报告时间：2016年10月15日下午14：00

报告地点：子良楼B-4会议室

报告人：悉尼科技大学 汪国秀 教授

报告人简介：

汪国秀教授担任悉尼科技大学（UTS）清洁能源研究中心主任，并且是ARC Professorial Future Fellowship和澳大利亚悉尼科技大学特聘教授。汪教授是材料化学、电化学、能源存储与转换和电池技术方面的专家，研究方向包括锂离子电池、锂空气电池、钠离子电池、锂硫电池、超级电容器、储氢材料、燃料电池、石墨烯及其化学功能化衍生物等。汪教授已发表SCI期刊论文360余篇，被引用15000余次，H因子61。

报告内容简述：

In this talk, I will report the development of advanced electrode materials for various high performance rechargeable batteries.

3D hyperbranched hollow carbon nanorod architectures were synthesised for high performance Li-S batteries. The nanorod composites delivered a high specific capacity of 1378 mAh/g with excellent cycle life.  Multichambered micro/mesoporous nanocubes were also prepared as new polysulfide reservoirs for Li-S batteries with long cycle life.

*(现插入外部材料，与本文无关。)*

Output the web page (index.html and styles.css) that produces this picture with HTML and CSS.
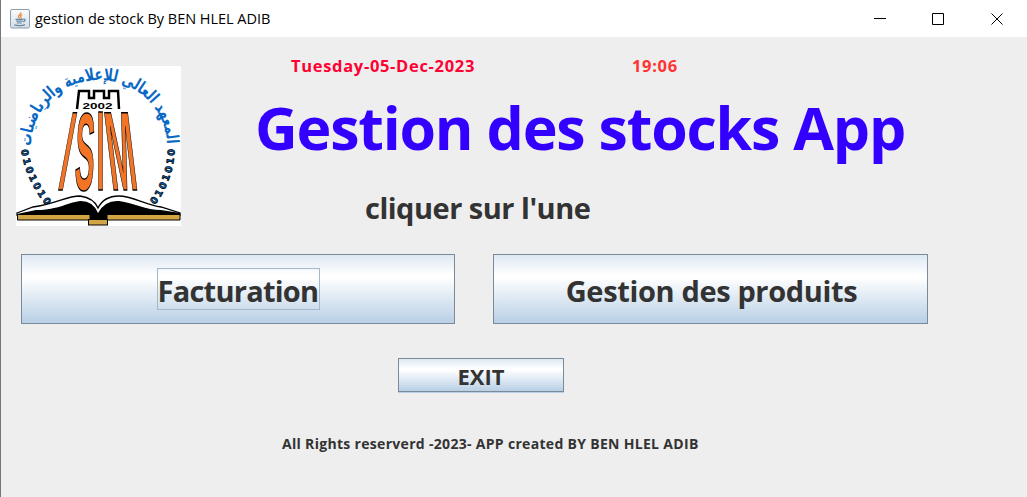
FILE: index.html
```html
<!DOCTYPE html>
<html lang="fr">
<head>
<meta charset="utf-8">
<title>gestion de stock By BEN HLEL ADIB</title>
<link rel="stylesheet" href="styles.css">
</head>
<body>
<div class="window">
  <header class="titlebar">
    <svg class="app-icon" width="20" height="20" viewBox="0 0 20 20">
      <defs><linearGradient id="ig" x1="0" y1="0" x2="0" y2="1"><stop offset="0" stop-color="#fafcfd"/><stop offset="1" stop-color="#d3dde6"/></linearGradient></defs>
      <rect x=".5" y=".5" width="19" height="18.5" rx="1.5" fill="url(#ig)" stroke="#8c9db0"/>
      <path d="M10.8 3.2c.6 2-3 3-2.300 4.700.3.800 1.100 1.300 1.100 1.300M12.300 5.500c-2 1-2 1.700-1.300 2.700.4.700-.4 1.200-.4 1.200" fill="none" stroke="#e8893c" stroke-width="1.300"/>
      <path d="M5.500 10.300h7.500M6.200 12.200h6.300M6.800 14h5M4.200 15.800c3 1.200 8.500 1 10.800-.2M13.300 10.300c2.500-.6 2.300 2-.3 2.400" fill="none" stroke="#6688a3" stroke-width="1.200"/>
    </svg>
    <span class="caption">gestion de stock By BEN HLEL ADIB</span>
    <svg class="controls" width="130" height="14" viewBox="0 0 130 14" fill="none" stroke="#000">
      <path d="M0 6.500h12M58.500 1.500h11v11h-11zM117.500 1.500l11 11M128.500 1.500l-11 11"/>
    </svg>
  </header>
  <main class="panel">
    <section class="top">
      <svg class="logo" width="165" height="160" viewBox="0 0 165 160">
        <defs>
          <path id="arc" d="M15 80A68 66 0 0 1 151 80"/>
          <path id="arcL" d="M5 84Q9 113 31 141"/>
          <path id="arcR" d="M139 139Q158 114 159 80"/>
        </defs>
        <rect width="165" height="160" fill="#fff"/>
        <text class="arabic"><textPath href="#arc" textLength="208" lengthAdjust="spacingAndGlyphs">المعهد العالي للإعلامية والرياضيات</textPath></text>
        <text class="bits"><textPath href="#arcL" textLength="62">0101010</textPath></text>
        <text class="bits"><textPath href="#arcR" textLength="60">0101010</textPath></text>
        <path d="M61 43L63 25H73V32H78V25H88V32H93V25H102L103 43" fill="none" stroke="#000" stroke-width="2.500"/>
        <text class="year" x="66.500" y="43" textLength="30" lengthAdjust="spacingAndGlyphs">2002</text>
        <g class="isim">
          <text transform="matrix(.28 0 -.2 1.080 40.500 124)">I</text>
          <text transform="matrix(.28 0 -.04 1.060 58 123.500)">S</text>
          <text transform="matrix(.28 0 0 1.080 80.500 124)">I</text>
          <text transform="matrix(.32 0 .13 1.080 95.500 124)">M</text>
        </g>
        <path d="M1 147L17 141C40 138 50 130 64 130Q78 132 82 142Q88 130 103 130C116 130 130 139 145 141L164 147V149H1Z" fill="#fff" stroke="#000" stroke-width="1.300"/>
        <path d="M1 148L20 144C43 144 52 136 65 135Q77 135 82 147Q89 134 103 135C118 137 130 144 145 144L164 147V149H1Z" fill="#000"/>
        <path d="M1.500 148.500H74V154H1.500ZM91 148.500H164V154H91Z" fill="#d2a544" stroke="#000"/>
        <path d="M74 148H91V153H74Z" fill="#000"/>
        <rect x="72.500" y="153.500" width="19" height="5.500" fill="#d2a544" stroke="#000"/>
      </svg>
      <div class="heading">
        <div class="clock"><span class="date">Tuesday-05-Dec-2023</span><span class="time">19:06</span></div>
        <h1 class="title">Gestion des stocks App</h1>
        <p class="hint">cliquer sur l'une</p>
      </div>
    </section>
    <section class="choices">
      <button class="btn invoicing"><span class="focus">Facturation</span></button>
      <button class="btn products"><span>Gestion des produits</span></button>
    </section>
    <button class="btn exit"><span>EXIT</span></button>
    <p class="rights">All Rights reserverd -2023- APP created BY BEN HLEL ADIB</p>
  </main>
</div>
</body>
</html>
```
FILE: styles.css
```css
* { box-sizing: border-box; }
body { margin: 0; font-family: "Open Sans", "Noto Sans", sans-serif; color: #333; }
.window { width: 1027px; height: 497px; overflow: hidden; background: #eee; border-left: 1px solid #777; }
.titlebar { display: flex; align-items: center; height: 37px; padding: 0 23px 0 9px; background: #fff; color: #000; }
.app-icon { margin-right: 5px; }
.caption { font-size: 14.500px; letter-spacing: -.03px; white-space: nowrap; }
.controls { margin-left: auto; }
.panel { display: flex; flex-direction: column; font-weight: 700; }
.top { display: flex; height: 217px; padding: 29px 0 0 15px; }
.logo { flex: none; }
.heading { flex: 1; padding-left: 74px; white-space: nowrap; }
.clock { display: flex; margin-top: -12px; padding-left: 36px; font-size: 16.500px; line-height: 24px; letter-spacing: .68px; }
.date { width: 341px; color: #ff0033; }
.time { color: #ff3333; }
.title { margin: 9px 0 0; font-size: 59px; line-height: 80px; letter-spacing: -1.200px; color: #3300ff; }
.hint { margin: 21px 0 0 110px; font-size: 29px; line-height: 40px; letter-spacing: -.5px; }
.choices { display: flex; gap: 38px; padding-left: 20px; }
.btn { display: flex; align-items: center; justify-content: center; width: 435px; height: 70px; padding: 0; border: 1px solid #7a8a99; background: linear-gradient(#dde8f3, #fff 30%, #fff 33%, #b8cfe5); color: #333; font: 700 29px/40px "Open Sans", "Noto Sans", sans-serif; white-space: nowrap; }
.invoicing { width: 434px; letter-spacing: -.75px; }
.focus { border: 1px solid #a3b8cc; height: 42px; width: 163px; padding-top: 2px; text-align: left; }
.products { padding: 4px 0 0 2px; letter-spacing: -.36px; }
.exit { width: 166px; height: 34px; margin: 34px 0 0 397px; padding-top: 2px; font-size: 22px; box-shadow: 0 1px #b8cfe5; }
.rights { margin: 42px 0 0 281px; font-size: 14px; line-height: 20px; letter-spacing: .31px; white-space: nowrap; }
.arabic { font: 700 17px "DejaVu Sans", sans-serif; fill: #0868c4; }
.bits { font: 700 9.500px "DejaVu Sans", sans-serif; fill: #0868c4; stroke: #000; stroke-width: .7px; }
.year { font: 700 8.500px "Liberation Sans", sans-serif; fill: #000; }
.isim { font: 700 104px "Liberation Sans", sans-serif; fill: #f37424; stroke: #000; stroke-width: 1.500px; }
```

Lithium-air battery is the most promising system as the power source for electric vehicles. The theoretical specific energy of the Li-O2 battery is 3,505 Wh kg?1, which is almost ten times higher than that of Li-ion batteries (387 Wh kg-1).  Porous graphene with different pore size architectures were synthesized as cathode catalysts for lithium-air batteries, which exhibited significantly higher discharge capacities than that of non-porous graphene. Moreover, the Ru nanocrystal decorated porous graphene exhibited an excellent catalytic activity with a high reversible capacity, low charge/discharge over-potential, and long cycle life.

Sodium-ion batteries are being considered as a promising system for stationary energy storage and conversion, owing to natural abundance of sodium. Several novel electrode materials were synthesized as either cathode materials or anode materials for lithium-ion batteries and sodium ion batteries.

Potassium-ion batteries are promising energy storage devices that offer a cost effective solution to store electrical energy on a large scale. An ongoing challenge has been to obtain satisfactory performances in each of the key areas of capacity, stability, cost, and safety. I will report a potassium iron (II) hexacyanoferrate nanocube cathode material that operates with an aqueous electrolyte to deliver exceptionally high capacities (up to 120 mA h g-1). The cathode material exhibits excellent structural integrity, leading to fast kinetics and highly reversible properties (> 85 % capacity retention over 500 cycles at 21.4 C). All of the battery materials are safe, inexpensive, and provide superior high-rate, long cycle life electrochemical performance.